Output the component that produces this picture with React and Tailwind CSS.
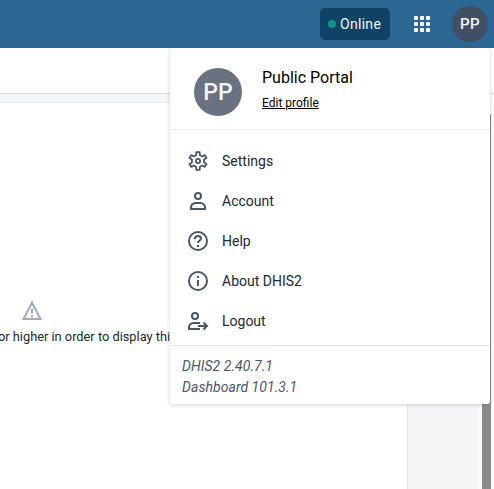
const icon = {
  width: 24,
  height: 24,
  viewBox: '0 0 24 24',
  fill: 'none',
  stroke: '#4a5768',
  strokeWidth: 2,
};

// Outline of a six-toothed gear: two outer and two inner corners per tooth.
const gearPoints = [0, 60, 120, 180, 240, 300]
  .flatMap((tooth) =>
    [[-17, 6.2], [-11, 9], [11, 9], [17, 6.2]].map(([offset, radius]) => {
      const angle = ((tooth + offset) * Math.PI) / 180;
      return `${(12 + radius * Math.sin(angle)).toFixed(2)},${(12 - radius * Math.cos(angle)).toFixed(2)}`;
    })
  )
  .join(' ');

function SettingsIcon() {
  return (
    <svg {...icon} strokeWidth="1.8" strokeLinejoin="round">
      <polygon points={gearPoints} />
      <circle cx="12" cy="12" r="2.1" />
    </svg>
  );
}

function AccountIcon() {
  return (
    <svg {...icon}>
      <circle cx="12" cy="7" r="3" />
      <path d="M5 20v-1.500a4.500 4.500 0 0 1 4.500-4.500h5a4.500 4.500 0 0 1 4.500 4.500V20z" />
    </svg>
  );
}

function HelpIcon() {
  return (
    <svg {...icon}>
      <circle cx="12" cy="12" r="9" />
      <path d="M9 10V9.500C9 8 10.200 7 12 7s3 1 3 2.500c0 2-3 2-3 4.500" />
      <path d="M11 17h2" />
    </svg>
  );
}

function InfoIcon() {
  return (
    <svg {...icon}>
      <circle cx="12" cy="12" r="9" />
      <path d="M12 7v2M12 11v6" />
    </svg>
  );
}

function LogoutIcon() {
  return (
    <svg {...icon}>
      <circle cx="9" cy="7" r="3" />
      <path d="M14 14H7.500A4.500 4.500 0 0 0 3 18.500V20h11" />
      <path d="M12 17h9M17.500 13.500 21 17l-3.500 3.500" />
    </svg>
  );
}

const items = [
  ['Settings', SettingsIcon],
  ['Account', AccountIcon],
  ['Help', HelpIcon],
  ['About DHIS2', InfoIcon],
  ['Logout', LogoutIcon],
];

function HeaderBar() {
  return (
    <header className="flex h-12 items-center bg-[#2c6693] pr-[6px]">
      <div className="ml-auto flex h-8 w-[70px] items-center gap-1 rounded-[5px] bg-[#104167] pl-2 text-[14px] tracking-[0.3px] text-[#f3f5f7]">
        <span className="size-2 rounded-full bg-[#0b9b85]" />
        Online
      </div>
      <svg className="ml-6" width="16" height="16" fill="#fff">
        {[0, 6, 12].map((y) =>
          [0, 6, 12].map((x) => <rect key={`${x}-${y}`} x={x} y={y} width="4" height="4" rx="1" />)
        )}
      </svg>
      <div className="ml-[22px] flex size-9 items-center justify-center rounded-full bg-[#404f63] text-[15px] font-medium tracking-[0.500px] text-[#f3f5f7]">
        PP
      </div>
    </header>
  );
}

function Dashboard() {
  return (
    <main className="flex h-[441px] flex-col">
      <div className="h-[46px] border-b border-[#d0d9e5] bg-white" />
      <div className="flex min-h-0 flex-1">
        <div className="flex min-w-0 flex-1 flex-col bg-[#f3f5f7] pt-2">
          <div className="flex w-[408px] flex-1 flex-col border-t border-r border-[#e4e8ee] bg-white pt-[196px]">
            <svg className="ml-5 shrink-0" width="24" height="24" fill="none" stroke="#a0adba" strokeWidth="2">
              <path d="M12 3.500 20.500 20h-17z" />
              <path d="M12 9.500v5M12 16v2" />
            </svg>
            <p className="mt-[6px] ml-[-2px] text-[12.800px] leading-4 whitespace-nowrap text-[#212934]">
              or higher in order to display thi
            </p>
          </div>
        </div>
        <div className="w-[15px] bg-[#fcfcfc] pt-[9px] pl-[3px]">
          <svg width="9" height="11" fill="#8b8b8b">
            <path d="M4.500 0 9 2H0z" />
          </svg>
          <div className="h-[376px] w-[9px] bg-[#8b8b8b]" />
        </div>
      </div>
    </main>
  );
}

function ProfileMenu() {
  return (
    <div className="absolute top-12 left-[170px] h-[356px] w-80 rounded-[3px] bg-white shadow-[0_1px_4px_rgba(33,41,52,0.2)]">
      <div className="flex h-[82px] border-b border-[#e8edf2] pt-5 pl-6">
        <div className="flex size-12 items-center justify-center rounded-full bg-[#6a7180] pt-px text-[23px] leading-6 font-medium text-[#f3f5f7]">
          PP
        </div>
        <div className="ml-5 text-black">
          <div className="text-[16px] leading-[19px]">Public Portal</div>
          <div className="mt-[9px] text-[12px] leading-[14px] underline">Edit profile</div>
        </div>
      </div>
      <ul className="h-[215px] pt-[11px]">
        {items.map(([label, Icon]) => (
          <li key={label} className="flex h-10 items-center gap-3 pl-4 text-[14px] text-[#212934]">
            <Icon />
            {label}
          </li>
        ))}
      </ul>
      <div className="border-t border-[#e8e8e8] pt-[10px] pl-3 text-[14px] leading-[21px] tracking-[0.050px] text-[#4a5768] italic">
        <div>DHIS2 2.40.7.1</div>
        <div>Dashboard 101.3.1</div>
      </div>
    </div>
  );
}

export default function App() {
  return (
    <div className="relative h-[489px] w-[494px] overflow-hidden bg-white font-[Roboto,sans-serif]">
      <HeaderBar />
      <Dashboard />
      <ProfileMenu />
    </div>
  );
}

++++++++++++++++++++

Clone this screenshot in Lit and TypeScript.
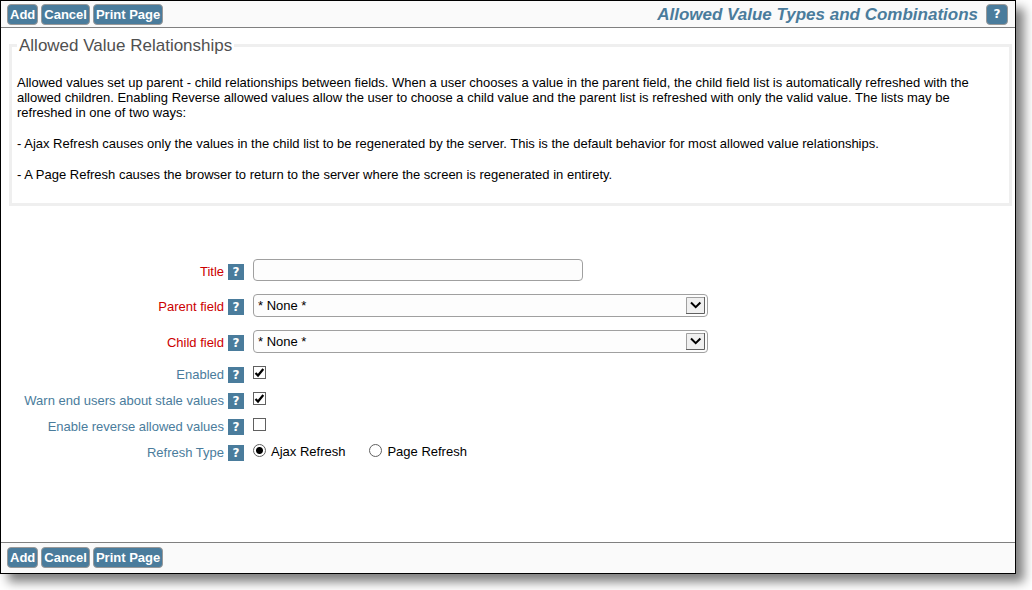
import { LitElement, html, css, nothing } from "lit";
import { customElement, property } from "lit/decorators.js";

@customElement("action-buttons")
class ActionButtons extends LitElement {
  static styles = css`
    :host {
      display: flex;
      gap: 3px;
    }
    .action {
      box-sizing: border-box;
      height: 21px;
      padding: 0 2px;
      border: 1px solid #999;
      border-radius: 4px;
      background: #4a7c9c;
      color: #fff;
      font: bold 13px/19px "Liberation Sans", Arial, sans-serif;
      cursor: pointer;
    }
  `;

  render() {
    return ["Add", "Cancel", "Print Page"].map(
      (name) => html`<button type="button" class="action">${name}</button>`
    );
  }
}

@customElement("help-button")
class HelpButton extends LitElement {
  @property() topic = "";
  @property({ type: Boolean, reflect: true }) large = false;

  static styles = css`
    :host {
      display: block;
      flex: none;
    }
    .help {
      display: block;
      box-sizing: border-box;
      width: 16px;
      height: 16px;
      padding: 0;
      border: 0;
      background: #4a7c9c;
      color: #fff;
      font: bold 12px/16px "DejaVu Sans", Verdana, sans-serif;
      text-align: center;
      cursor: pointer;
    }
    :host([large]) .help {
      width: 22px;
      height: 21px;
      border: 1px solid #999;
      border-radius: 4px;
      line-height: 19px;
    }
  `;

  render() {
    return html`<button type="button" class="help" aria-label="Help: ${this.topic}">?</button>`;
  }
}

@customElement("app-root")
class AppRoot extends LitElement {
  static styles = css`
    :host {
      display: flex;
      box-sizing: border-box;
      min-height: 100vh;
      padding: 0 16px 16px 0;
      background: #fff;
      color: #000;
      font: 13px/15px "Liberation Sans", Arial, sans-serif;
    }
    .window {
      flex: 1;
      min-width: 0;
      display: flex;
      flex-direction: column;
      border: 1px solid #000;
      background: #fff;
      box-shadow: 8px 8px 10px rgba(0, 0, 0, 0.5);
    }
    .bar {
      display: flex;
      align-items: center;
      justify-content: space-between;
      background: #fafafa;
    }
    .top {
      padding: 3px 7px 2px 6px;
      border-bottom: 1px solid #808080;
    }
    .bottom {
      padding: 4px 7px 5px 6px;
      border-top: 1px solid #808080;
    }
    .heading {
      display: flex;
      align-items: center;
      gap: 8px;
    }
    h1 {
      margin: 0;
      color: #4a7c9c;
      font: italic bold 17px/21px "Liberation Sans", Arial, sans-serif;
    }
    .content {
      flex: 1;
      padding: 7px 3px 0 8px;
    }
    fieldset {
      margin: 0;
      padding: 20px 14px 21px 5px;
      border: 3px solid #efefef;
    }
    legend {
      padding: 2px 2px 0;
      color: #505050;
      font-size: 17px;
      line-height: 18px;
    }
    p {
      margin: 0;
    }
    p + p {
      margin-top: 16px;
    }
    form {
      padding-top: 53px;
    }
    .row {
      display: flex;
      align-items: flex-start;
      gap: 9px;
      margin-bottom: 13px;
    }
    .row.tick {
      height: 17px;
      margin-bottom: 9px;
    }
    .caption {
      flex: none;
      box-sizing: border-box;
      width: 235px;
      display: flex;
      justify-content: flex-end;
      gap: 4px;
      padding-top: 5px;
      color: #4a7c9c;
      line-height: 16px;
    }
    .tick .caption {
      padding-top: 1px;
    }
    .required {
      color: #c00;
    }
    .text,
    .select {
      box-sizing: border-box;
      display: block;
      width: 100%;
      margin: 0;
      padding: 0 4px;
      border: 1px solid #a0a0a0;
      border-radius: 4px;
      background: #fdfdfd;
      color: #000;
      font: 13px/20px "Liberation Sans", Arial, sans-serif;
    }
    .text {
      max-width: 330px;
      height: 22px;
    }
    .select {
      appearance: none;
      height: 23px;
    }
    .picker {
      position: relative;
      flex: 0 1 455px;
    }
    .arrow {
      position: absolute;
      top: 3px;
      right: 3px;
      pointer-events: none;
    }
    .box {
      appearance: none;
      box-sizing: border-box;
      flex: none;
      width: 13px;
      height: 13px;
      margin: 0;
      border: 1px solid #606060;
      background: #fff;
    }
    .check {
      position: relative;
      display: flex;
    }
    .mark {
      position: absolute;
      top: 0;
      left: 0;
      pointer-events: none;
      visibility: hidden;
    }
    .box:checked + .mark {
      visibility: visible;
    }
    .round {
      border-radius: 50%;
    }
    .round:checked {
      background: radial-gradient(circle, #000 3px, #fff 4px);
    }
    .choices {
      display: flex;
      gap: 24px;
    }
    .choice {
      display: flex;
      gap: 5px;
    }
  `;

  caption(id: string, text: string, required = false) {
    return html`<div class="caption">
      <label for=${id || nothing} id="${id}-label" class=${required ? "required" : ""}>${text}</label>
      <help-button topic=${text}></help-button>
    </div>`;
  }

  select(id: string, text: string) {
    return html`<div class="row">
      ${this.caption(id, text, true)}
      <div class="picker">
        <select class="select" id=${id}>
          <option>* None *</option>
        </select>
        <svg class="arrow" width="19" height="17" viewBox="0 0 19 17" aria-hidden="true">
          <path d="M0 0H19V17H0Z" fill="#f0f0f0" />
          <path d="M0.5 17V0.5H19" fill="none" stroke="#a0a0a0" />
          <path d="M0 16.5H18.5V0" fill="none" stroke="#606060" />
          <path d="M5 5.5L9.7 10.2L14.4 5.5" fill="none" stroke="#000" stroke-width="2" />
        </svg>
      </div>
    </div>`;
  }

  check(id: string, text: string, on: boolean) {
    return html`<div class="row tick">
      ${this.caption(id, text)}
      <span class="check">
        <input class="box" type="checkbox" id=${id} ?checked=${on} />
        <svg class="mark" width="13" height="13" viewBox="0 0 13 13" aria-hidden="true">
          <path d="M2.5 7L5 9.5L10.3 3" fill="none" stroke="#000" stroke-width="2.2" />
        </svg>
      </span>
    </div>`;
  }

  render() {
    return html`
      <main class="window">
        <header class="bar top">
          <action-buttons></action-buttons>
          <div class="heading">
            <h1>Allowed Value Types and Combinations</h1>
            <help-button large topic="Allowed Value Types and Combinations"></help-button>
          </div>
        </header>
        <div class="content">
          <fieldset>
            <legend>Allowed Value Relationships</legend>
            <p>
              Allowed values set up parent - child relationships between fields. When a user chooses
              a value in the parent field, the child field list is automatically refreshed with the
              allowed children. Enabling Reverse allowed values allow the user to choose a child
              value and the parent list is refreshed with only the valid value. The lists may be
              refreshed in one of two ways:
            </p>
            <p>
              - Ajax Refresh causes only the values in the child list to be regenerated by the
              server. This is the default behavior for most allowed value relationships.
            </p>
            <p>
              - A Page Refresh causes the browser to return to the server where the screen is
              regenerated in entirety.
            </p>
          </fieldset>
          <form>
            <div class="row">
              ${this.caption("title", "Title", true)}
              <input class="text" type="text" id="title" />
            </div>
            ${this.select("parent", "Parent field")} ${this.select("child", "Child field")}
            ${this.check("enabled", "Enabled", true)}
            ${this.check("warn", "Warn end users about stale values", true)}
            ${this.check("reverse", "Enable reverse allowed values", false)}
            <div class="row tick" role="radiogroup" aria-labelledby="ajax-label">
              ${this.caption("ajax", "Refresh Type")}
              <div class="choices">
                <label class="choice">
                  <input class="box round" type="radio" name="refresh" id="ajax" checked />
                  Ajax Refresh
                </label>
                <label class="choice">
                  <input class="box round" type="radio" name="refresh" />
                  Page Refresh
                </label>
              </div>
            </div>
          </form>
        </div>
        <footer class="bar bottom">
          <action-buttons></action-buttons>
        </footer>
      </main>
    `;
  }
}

++++++++++++++++++++

Show every line where the string "with" appears.

WRITTEN SOLUTION:
Output the component that produces this picture with React and Tailwind CSS.
              a value in the parent field, the child field list is automatically refreshed with the
              value and the parent list is refreshed with only the valid value. The lists may be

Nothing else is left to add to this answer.